We eventually solved this problem by setting an electronic sketch pad that allows me to position myself the most ergonomically advantageous way. In one of those constant PD ironies, this led me to overcome my indifference to the computer as a tool, and unleashed a creative roll that took me from the 19th-century world of cross-hatching on paper to the 21st century of color and animation.
As you find new ways to solve problems, Parkinson’s finds new ways to screw you up. So it’s a constant test of creativity on top of the normal creative demands.
MC: H ow do you manage to approach Parkinson’s with a positive attitude, and does having your art somehow help you channel or focus your energies?

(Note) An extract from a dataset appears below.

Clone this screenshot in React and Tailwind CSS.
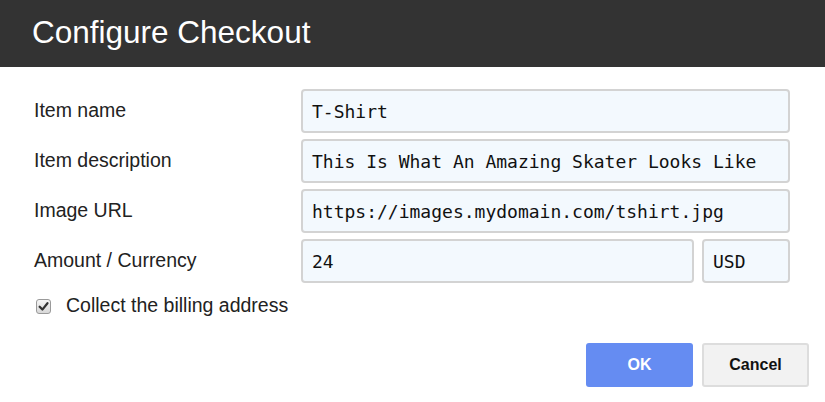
import React from "react";

const sans = { fontFamily: '"Liberation Sans", Arial, sans-serif' };
const mono = { fontFamily: '"DejaVu Sans Mono", "Liberation Mono", monospace' };

function Field({ value, className = "" }) {
  return (
    <div
      className={
        "h-[44px] flex items-center rounded-[4px] border-2 border-[#d3d3d3] bg-[#f3f9fe] pl-[9px] text-[18px] text-[#111] " +
        className
      }
      style={mono}
    >
      {value}
    </div>
  );
}

function Row({ label, children }) {
  return (
    <div className="flex items-center h-[44px]">
      <div className="w-[267px] shrink-0 text-[19.5px] text-[#222]">{label}</div>
      <div className="flex-1 flex gap-[8px]">{children}</div>
    </div>
  );
}

export default function App() {
  return (
    <div className="w-[825px] h-[402px] bg-white overflow-hidden" style={sans}>
      <div className="h-[67px] bg-[#333333] flex items-center px-[32px]">
        <h1 className="text-[31.5px] text-white leading-none -mt-[1px]">Configure Checkout</h1>
      </div>
      <div className="pl-[34px] pr-[35px] pt-[22px] flex flex-col gap-[6px]">
        <Row label="Item name">
          <Field value="T-Shirt" className="flex-1" />
        </Row>
        <Row label="Item description">
          <Field value="This Is What An Amazing Skater Looks Like" className="flex-1" />
        </Row>
        <Row label="Image URL">
          <Field value="https://images.mydomain.com/tshirt.jpg" className="flex-1" />
        </Row>
        <Row label="Amount / Currency">
          <Field value="24" className="flex-1" />
          <Field value="USD" className="w-[88px]" />
        </Row>
      </div>
      <div className="pl-[36px] mt-[10px] h-[26px] flex items-center">
        <span className="w-[15px] h-[15px] rounded-[3px] border border-[#9a9a9a] bg-gradient-to-b from-[#f6f6f6] to-[#d8d8d8] flex items-center justify-center">
          <svg width="11" height="11" viewBox="0 0 10 10">
            <path d="M1.5 5.2 L4 7.8 L8.6 2" fill="none" stroke="#333" strokeWidth="2" strokeLinecap="round" strokeLinejoin="round" />
          </svg>
        </span>
        <span className="ml-[15px] text-[19.5px] text-[#222]">Collect the billing address</span>
      </div>
      <div className="mt-[24px] pr-[16px] flex justify-end gap-[9px]">
        <button className="w-[107px] h-[44px] rounded-[3px] bg-[#658cf2] text-white font-bold text-[16px]">
          OK
        </button>
        <button className="w-[107px] h-[44px] rounded-[3px] bg-[#f2f2f2] border-2 border-[#dddddd] text-[#111] font-bold text-[16px]">
          Cancel
        </button>
      </div>
    </div>
  );
}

PDS: Depression is a big part of PD. It affects roughly half the PD population at some part of the course of the disease. Frankly, one of the reasons I cope relatively well with Parkinson’s is that I am on an effective antidepressant. Another is that I have a stalwart wife who I know will do her best to be there for me and a wide circle of family and friends that back the two of us up.
Parkinson’s disease has forced me to step up and do things I never would have considered before. I became the leader of the support group in Anchorage almost by default and against every fiber in my being screaming against taking on the responsibility. This led to all sorts of foreseen stress and all sorts of unforeseen payoffs in terms of the feeling of accomplishment that comes from making someone else’s life better.
In a sense ... PD has become a muse. I’ve channeled much of my creativity into writing and illustrating my blog Off and On, and it’s been a vital source of feedback for the sense I have that my work needs to connect with other people. I get correspondence from around the world from other people with PD, doctors, researchers and advocates.
MC: At midlife, are you hopeful that a cure for PD will be found in your lifetime — or at least [there’ll be] major medical advances?
PDS: In 2002, when I was diagnosed, the standard line was that a cure within 10 years was in our grasp. This is not the standard line anymore. Parkinson’s disease is hellishly complex, and much less easy to understand than we thought then. At the same time the tools at our disposal to unravel this complexity are the best we’ve ever had, and improving all the time. So the answer to your question is, I plain do not know.
I think that PD for some of us now can be greatly mitigated with dedicated management of diet and exercise, along with the careful use of medications and surgery. You have to be serious as a patient about learning all you can and applying it with as much discipline as you can muster.
MC: Is there anything you’d like to say directly to readers about PD — be it related to research, personal stories, social awareness or any other aspect?
PDS: When my diagnosis of PD turned my world to black, Parkinson’s advocate Bill Bell slipped in a bit of light with the observation that it’s a good time to have PD. This sounds weird, but it’s true that the tools now available to manage PD mean that with a little luck, a great deal of discipline, a good support network and decent medical care, there is no reason that you can’t have an excellent quality of life for decades after diagnosis. And if you can’t, well, misery loves company, and with the Boomers moving into the prime years for developing this insidious and nasty disease, you will at least have plenty of company.